## DATA SEGMENT
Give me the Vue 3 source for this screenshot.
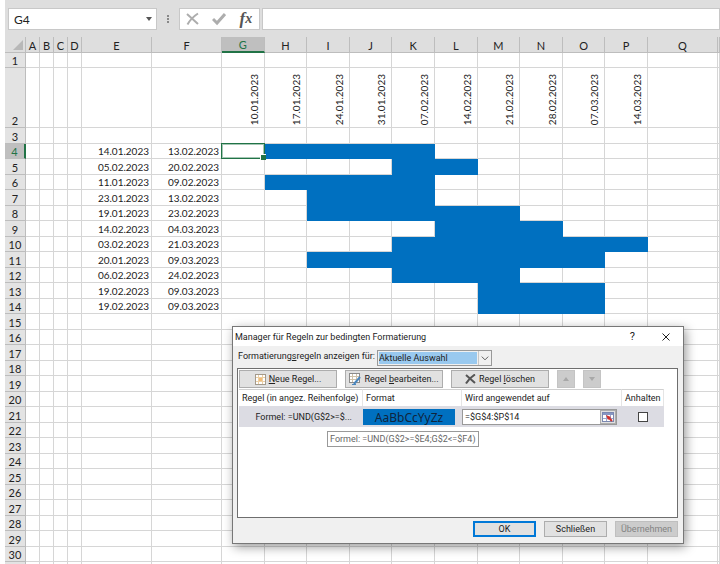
<script setup>
import { ref } from 'vue'

const narrowCols = ['A', 'B', 'C', 'D']
const weekCols = [
  { name: 'G', date: '10.01.2023' },
  { name: 'H', date: '17.01.2023' },
  { name: 'I', date: '24.01.2023' },
  { name: 'J', date: '31.01.2023' },
  { name: 'K', date: '07.02.2023' },
  { name: 'L', date: '14.02.2023' },
  { name: 'M', date: '21.02.2023' },
  { name: 'N', date: '28.02.2023' },
  { name: 'O', date: '07.03.2023' },
  { name: 'P', date: '14.03.2023' }
]

// first row of tasks is sheet row 4
const tasks = [
  { start: '14.01.2023', end: '13.02.2023', filled: 'HIJK' },
  { start: '05.02.2023', end: '20.02.2023', filled: 'KL' },
  { start: '11.01.2023', end: '09.02.2023', filled: 'HIJK' },
  { start: '23.01.2023', end: '13.02.2023', filled: 'IJK' },
  { start: '19.01.2023', end: '23.02.2023', filled: 'IJKLM' },
  { start: '14.02.2023', end: '04.03.2023', filled: 'LMN' },
  { start: '03.02.2023', end: '21.03.2023', filled: 'KLMNOP' },
  { start: '20.01.2023', end: '09.03.2023', filled: 'IJKLMNO' },
  { start: '06.02.2023', end: '24.02.2023', filled: 'KLM' },
  { start: '19.02.2023', end: '09.03.2023', filled: 'MNO' },
  { start: '19.02.2023', end: '09.03.2023', filled: 'MNO' }
]

const lastRow = 30

const cellName = ref('G4')
const formula = ref('')
const range = ref('=$G$4:$P$14')
const stopIfTrue = ref(false)

const task = (row) => tasks[row - 4]
const isFilled = (row, col) => !!task(row) && task(row).filled.includes(col)
const isSelected = (row, col) => row === 4 && col === 'G'
</script>

<template>
  <div class="app">
    <div class="formula-bar">
      <div class="name-box">
        <input v-model="cellName" aria-label="Namenfeld">
        <span class="caret"></span>
      </div>
      <span class="dots"><i></i><i></i><i></i></span>
      <div class="formula-tools">
        <button aria-label="Abbrechen">
          <svg width="14" height="14" viewBox="0 0 14 14"><path d="M1 2 L12 12 M12 1.5 C8 4 4 8 1.5 12.5" /></svg>
        </button>
        <button aria-label="Eingeben">
          <svg width="14" height="14" viewBox="0 0 14 14"><path class="thick" d="M1 7 L5 11 L13 2" /></svg>
        </button>
        <button class="fx" aria-label="Funktion einfügen">f<span>x</span></button>
      </div>
      <input v-model="formula" class="formula" aria-label="Bearbeitungsleiste">
    </div>

    <table class="sheet">
      <colgroup>
        <col class="col-head">
        <col v-for="c in narrowCols" :key="c" class="col-narrow">
        <col class="col-date">
        <col class="col-date">
        <col v-for="c in weekCols" :key="c.name">
        <col class="col-date">
        <col class="col-rest">
      </colgroup>
      <thead>
        <tr>
          <th class="corner">
            <svg width="10" height="10" viewBox="0 0 10 10"><path d="M10 0 V10 H0 Z" /></svg>
          </th>
          <th v-for="c in narrowCols" :key="c">{{ c }}</th>
          <th>E</th>
          <th>F</th>
          <th v-for="c in weekCols" :key="c.name" :class="{ active: c.name === 'G' }">{{ c.name }}</th>
          <th>Q</th>
          <th></th>
        </tr>
      </thead>
      <tbody>
        <tr v-for="row in lastRow + 1" :key="row" :class="{ 'date-row': row === 2 }">
          <th :class="{ active: row === 4 }">{{ row <= lastRow ? row : '' }}</th>
          <td v-for="c in narrowCols" :key="c"></td>
          <td class="date">{{ task(row)?.start }}</td>
          <td class="date">{{ task(row)?.end }}</td>
          <td
            v-for="c in weekCols"
            :key="c.name"
            :class="{ filled: isFilled(row, c.name), selected: isSelected(row, c.name) }"
          >
            <span v-if="row === 2" class="vertical">{{ c.date }}</span>
          </td>
          <td></td>
          <td></td>
        </tr>
      </tbody>
    </table>

    <div class="dialog" role="dialog" aria-labelledby="dialog-title">
      <div class="title-bar">
        <span id="dialog-title">Manager für Regeln zur bedingten Formatierung</span>
        <button class="help">?</button>
        <button class="close" aria-label="Fenster schließen">
          <svg width="8" height="8" viewBox="0 0 8 8"><path d="M0.5 0.5 L7.5 7.5 M7.5 0.5 L0.5 7.5" /></svg>
        </button>
      </div>

      <div class="scope">
        <label for="scope">Formatierung<u>s</u>regeln anzeigen für:</label>
        <div class="select">
          <select id="scope">
            <option>Aktuelle Auswahl</option>
          </select>
          <svg width="13" height="14" viewBox="0 0 13 14"><path d="M3 5.5 L6.5 9 L10 5.5" /></svg>
        </div>
      </div>

      <div class="rules">
        <div class="toolbar">
          <button class="tool">
            <svg width="11" height="11" viewBox="0 0 11 11">
              <rect x="0.5" y="0.5" width="10" height="10" fill="#fff" stroke="#a39a8c" />
              <path d="M1 3.5H10M1 7.5H10M3.5 1V10M7.5 1V10" stroke="#ecd0a6" />
              <rect x="4" y="4" width="3" height="3" fill="#f3bd78" />
            </svg>
            <span><u>N</u>eue Regel...</span>
          </button>
          <button class="tool">
            <svg width="12" height="12" viewBox="0 0 12 12">
              <rect x="0.5" y="0.5" width="10" height="9" fill="#fff" stroke="#8c8c8c" />
              <path d="M1 3.5H10M1 6.5H10M3.5 1V9M7.5 1V9" stroke="#cfc2aa" />
              <path d="M5 11 L11 4" stroke="#4a86bd" stroke-width="2" />
              <path d="M3 11.5H7" stroke="#4a86bd" />
            </svg>
            <span>Regel <u>b</u>earbeiten...</span>
          </button>
          <button class="tool">
            <svg width="11" height="10" viewBox="0 0 11 10">
              <path d="M1 1 L10 9 M10 0.5 C6 3 3 6 1 9.5" fill="none" stroke="#555" stroke-width="2" />
            </svg>
            <span>Regel <u>l</u>öschen</span>
          </button>
          <button class="move" disabled aria-label="Nach oben"><i class="up"></i></button>
          <button class="move" disabled aria-label="Nach unten"><i class="down"></i></button>
        </div>

        <table class="rule-table">
          <colgroup>
            <col class="col-rule">
            <col class="col-format">
            <col>
            <col class="col-stop">
          </colgroup>
          <thead>
            <tr>
              <th>Regel (in angez. Reihenfolge)</th>
              <th>Format</th>
              <th>Wird angewendet auf</th>
              <th>Anhalten</th>
            </tr>
          </thead>
          <tbody>
            <tr>
              <td class="rule-name">Formel: =UND(G$2&gt;=$...</td>
              <td><div class="preview">AaBbCcYyZz</div></td>
              <td>
                <div class="range">
                  <input v-model="range" aria-label="Wird angewendet auf">
                  <button aria-label="Bereich auswählen">
                    <svg width="12" height="10" viewBox="0 0 12 10">
                      <rect x="0.5" y="0.5" width="11" height="9" fill="#fff" stroke="#7a88b0" />
                      <rect x="1" y="1" width="10" height="2" fill="#8797c4" />
                      <path d="M1 6.5H11M4.5 3V9M8.5 3V9" stroke="#9ba7cc" />
                      <path d="M4 3 L9 5 L6 8Z" fill="#d0312d" />
                      <path d="M7 6 L10 9" stroke="#d0312d" stroke-width="2" />
                    </svg>
                  </button>
                </div>
              </td>
              <td class="stop"><input v-model="stopIfTrue" type="checkbox" aria-label="Anhalten"></td>
            </tr>
          </tbody>
        </table>
        <div class="tooltip" role="tooltip">Formel: =UND(G$2&gt;=$E4;G$2&lt;=$F4)</div>
      </div>

      <div class="actions">
        <button class="primary">OK</button>
        <button>Schließen</button>
        <button disabled>Übernehmen</button>
      </div>
    </div>
  </div>
</template>

<style>
body {
  margin: 0;
  background: #fff;
}
</style>

<style scoped>
* {
  box-sizing: border-box;
}

.app {
  position: relative;
  height: 100vh;
  overflow: hidden;
  padding-left: 5px;
  font-family: Lato, 'Liberation Sans', sans-serif;
  color: #222;
}

button,
input,
select {
  margin: 0;
  padding: 0;
  border: 0;
  font: inherit;
  color: inherit;
  background: none;
  outline: none;
}

/* formula bar */
.formula-bar {
  display: flex;
  height: 37px;
  padding: 8px 0 7px 3px;
  background: #dedede;
}

.name-box,
.formula-tools,
.formula {
  height: 22px;
  background: #fff;
  border: 1px solid #c8c8c8;
}

.name-box {
  display: flex;
  align-items: center;
  width: 149px;
  padding: 0 4px 0 5px;
}

.name-box input {
  flex: 1;
  min-width: 0;
  font-size: 12px;
}

.caret {
  border: 3px solid transparent;
  border-top: 4px solid #555;
  border-bottom: 0;
}

.dots {
  display: flex;
  flex-direction: column;
  align-items: center;
  justify-content: center;
  gap: 1px;
  width: 22px;
}

.dots i {
  width: 2px;
  height: 2px;
  background: #888;
}

.formula-tools {
  display: flex;
  align-items: center;
  width: 81px;
}

.formula-tools button {
  display: flex;
  flex: 1;
  align-items: center;
  justify-content: center;
}

.formula-tools path {
  fill: none;
  stroke: #adadad;
  stroke-width: 2;
}

.formula-tools .thick {
  stroke-width: 3;
}

.formula-tools .fx {
  font: italic bold 17px/18px 'Liberation Serif', serif;
  color: #555;
}

.fx span {
  font-size: 14px;
}

.formula {
  flex: 1;
  min-width: 0;
  margin-left: 2px;
  font-size: 12px;
}

/* worksheet */
.sheet {
  width: 100%;
  table-layout: fixed;
  border-collapse: separate;
  border-spacing: 0;
  font-size: 10px;
  line-height: 13px;
}

.col-head {
  width: 21px;
}

.col-narrow {
  width: 14px;
}

.col-date {
  width: 70px;
}

.col-rest {
  width: 2px;
}

.sheet th,
.sheet td {
  height: 15px;
  padding: 1px 0 0;
  border: solid #d6d6d6;
  border-width: 0 1px 1px 0;
}

.sheet tr:nth-child(odd) > * {
  height: 16px;
}

.sheet th {
  font-size: 11px;
  font-weight: 400;
  background: #e3e3e3;
  border-color: #bdbdbd;
}

.sheet thead tr th {
  height: 16px;
  background: #dedede;
}

.sheet tbody tr:first-child > * {
  height: 15px;
}

.sheet tbody .date-row > * {
  height: 60px;
  vertical-align: bottom;
}

.sheet .corner {
  padding-right: 2px;
  text-align: right;
}

.corner svg {
  display: block;
  margin-left: auto;
}

.corner path {
  fill: #b8b8b8;
}

.sheet th.active {
  color: #217346;
  background: #bfbfbf;
}

.sheet thead th.active {
  padding: 1px 0 0;
  line-height: 12px;
  border-bottom: 2px solid #217346;
}

.sheet tbody th.active {
  border-right: 2px solid #217346;
}

.sheet .date {
  padding-right: 2px;
  text-align: right;
}

.vertical {
  display: block;
  margin: 0 3px 0 auto;
  padding-top: 2px;
  writing-mode: vertical-rl;
  transform: rotate(180deg);
}

.sheet .filled {
  background: #0070c0;
  border-color: #0070c0;
}

.sheet .selected {
  position: relative;
}

.selected::before {
  content: '';
  position: absolute;
  inset: -1px -1px -1px -1px;
  border: 1px solid #217346;
  outline: 1px solid rgba(33, 115, 70, 0.4);
  outline-offset: -2px;
}

.selected::after {
  content: '';
  position: absolute;
  right: -2px;
  bottom: -2px;
  width: 5px;
  height: 5px;
  background: #217346;
  border: solid #fff;
  border-width: 1px 0 0 1px;
}

/* rules manager window */
.dialog {
  position: absolute;
  top: 326px;
  left: 232px;
  width: 452px;
  background: #f0f0f0;
  border: 1px solid #777;
  box-shadow: 2px 3px 10px rgba(0, 0, 0, 0.4);
  font-family: Roboto, 'Noto Sans', sans-serif;
  font-size: 9px;
  line-height: 12px;
}

.title-bar {
  display: flex;
  align-items: center;
  height: 19px;
  padding: 0 13px 0 2px;
  background: #fff;
}

.title-bar .help {
  margin-left: auto;
  font-size: 11px;
}

.title-bar .close {
  display: flex;
  margin-left: 27px;
}

.close path {
  fill: none;
  stroke: #222;
}

.scope {
  display: flex;
  height: 22px;
  padding: 4px 5px 0;
}

.scope label {
  width: 139px;
}

.select {
  display: flex;
  width: 115px;
  height: 16px;
  background: #f0f0f0;
  border: 1px solid #999;
}

.select select {
  flex: 1;
  min-width: 0;
  margin: 1px;
  appearance: none;
  background: #99c9ef;
}

.select svg {
  border-left: 1px solid #c8c8c8;
}

.select path {
  fill: none;
  stroke: #555;
}

.rules {
  position: relative;
  height: 150px;
  margin: 0 5px 0 4px;
  background: #fff;
  border: 1px solid #6e6e6e;
}

.toolbar {
  display: flex;
  gap: 8px;
  padding: 1px;
}

.toolbar button {
  display: flex;
  align-items: center;
  justify-content: center;
  gap: 3px;
  height: 18px;
  background: #e1e1e1;
  border: 1px solid #adadad;
}

.tool {
  width: 98px;
}

.toolbar .move {
  width: 18px;
  background: #ccc;
  border-color: #c4c4c4;
}

.move i {
  border: 3px solid transparent;
}

.move .up {
  border-top: 0;
  border-bottom: 4px solid #a8a8a8;
}

.move .down {
  border-bottom: 0;
  border-top: 4px solid #a8a8a8;
}

.rule-table {
  width: 425px;
  margin-left: 1px;
  table-layout: fixed;
  border-collapse: separate;
  border-spacing: 0;
}

.col-rule {
  width: 124px;
}

.col-format {
  width: 99px;
}

.col-stop {
  width: 42px;
}

.rule-table th {
  height: 17px;
  padding: 0 3px;
  border-right: 1px solid #e5e5e5;
  border-top: 1px solid #d0d0d0;
  font-weight: 400;
  text-align: left;
  white-space: nowrap;
}

.rule-table td {
  height: 21px;
  padding: 0;
  background: #dcdce3;
}

.rule-table .rule-name {
  padding-right: 11px;
  text-align: right;
}

.preview {
  width: 92px;
  height: 16px;
  font: 13px/17px 'Noto Sans', sans-serif;
  font-size: 12px;
  text-align: center;
  color: #10243c;
  background: #0070c0;
}

.range {
  display: flex;
  width: 155px;
  height: 16px;
  background: #fff;
  border: 1px solid #999;
}

.range input {
  flex: 1;
  min-width: 0;
  padding-left: 2px;
}

.range button {
  display: flex;
  align-items: center;
  justify-content: center;
  width: 16px;
  background: #e1e1e1;
  border: 1px solid #adadad;
}

.stop input {
  display: block;
  width: 10px;
  height: 10px;
  margin: 0 auto;
  appearance: none;
  background: #fff;
  border: 1px solid #444;
}

.tooltip {
  position: absolute;
  top: 62px;
  left: 89px;
  padding: 1px 2px;
  color: #666;
  white-space: nowrap;
  background: #fff;
  border: 1px solid #999;
}

.actions {
  display: flex;
  justify-content: flex-end;
  gap: 8px;
  padding: 3px 5px 6px;
}

.actions button {
  width: 63px;
  height: 16px;
  background: #e1e1e1;
  border: 1px solid #adadad;
}

.actions .primary {
  border: 2px solid #0078d7;
}

.actions button:disabled {
  color: #838383;
  background: #ccc;
  border-color: #bfbfbf;
}
</style>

## THE TASK
From the opening line of the listing above through the line bearing "const lastRow = 30", repeat each line exactly. Drop every picture.

## SOLUTION FOR THIS TASK
Give me the Vue 3 source for this screenshot.
<script setup>
import { ref } from 'vue'

const narrowCols = ['A', 'B', 'C', 'D']
const weekCols = [
  { name: 'G', date: '10.01.2023' },
  { name: 'H', date: '17.01.2023' },
  { name: 'I', date: '24.01.2023' },
  { name: 'J', date: '31.01.2023' },
  { name: 'K', date: '07.02.2023' },
  { name: 'L', date: '14.02.2023' },
  { name: 'M', date: '21.02.2023' },
  { name: 'N', date: '28.02.2023' },
  { name: 'O', date: '07.03.2023' },
  { name: 'P', date: '14.03.2023' }
]

// first row of tasks is sheet row 4
const tasks = [
  { start: '14.01.2023', end: '13.02.2023', filled: 'HIJK' },
  { start: '05.02.2023', end: '20.02.2023', filled: 'KL' },
  { start: '11.01.2023', end: '09.02.2023', filled: 'HIJK' },
  { start: '23.01.2023', end: '13.02.2023', filled: 'IJK' },
  { start: '19.01.2023', end: '23.02.2023', filled: 'IJKLM' },
  { start: '14.02.2023', end: '04.03.2023', filled: 'LMN' },
  { start: '03.02.2023', end: '21.03.2023', filled: 'KLMNOP' },
  { start: '20.01.2023', end: '09.03.2023', filled: 'IJKLMNO' },
  { start: '06.02.2023', end: '24.02.2023', filled: 'KLM' },
  { start: '19.02.2023', end: '09.03.2023', filled: 'MNO' },
  { start: '19.02.2023', end: '09.03.2023', filled: 'MNO' }
]

const lastRow = 30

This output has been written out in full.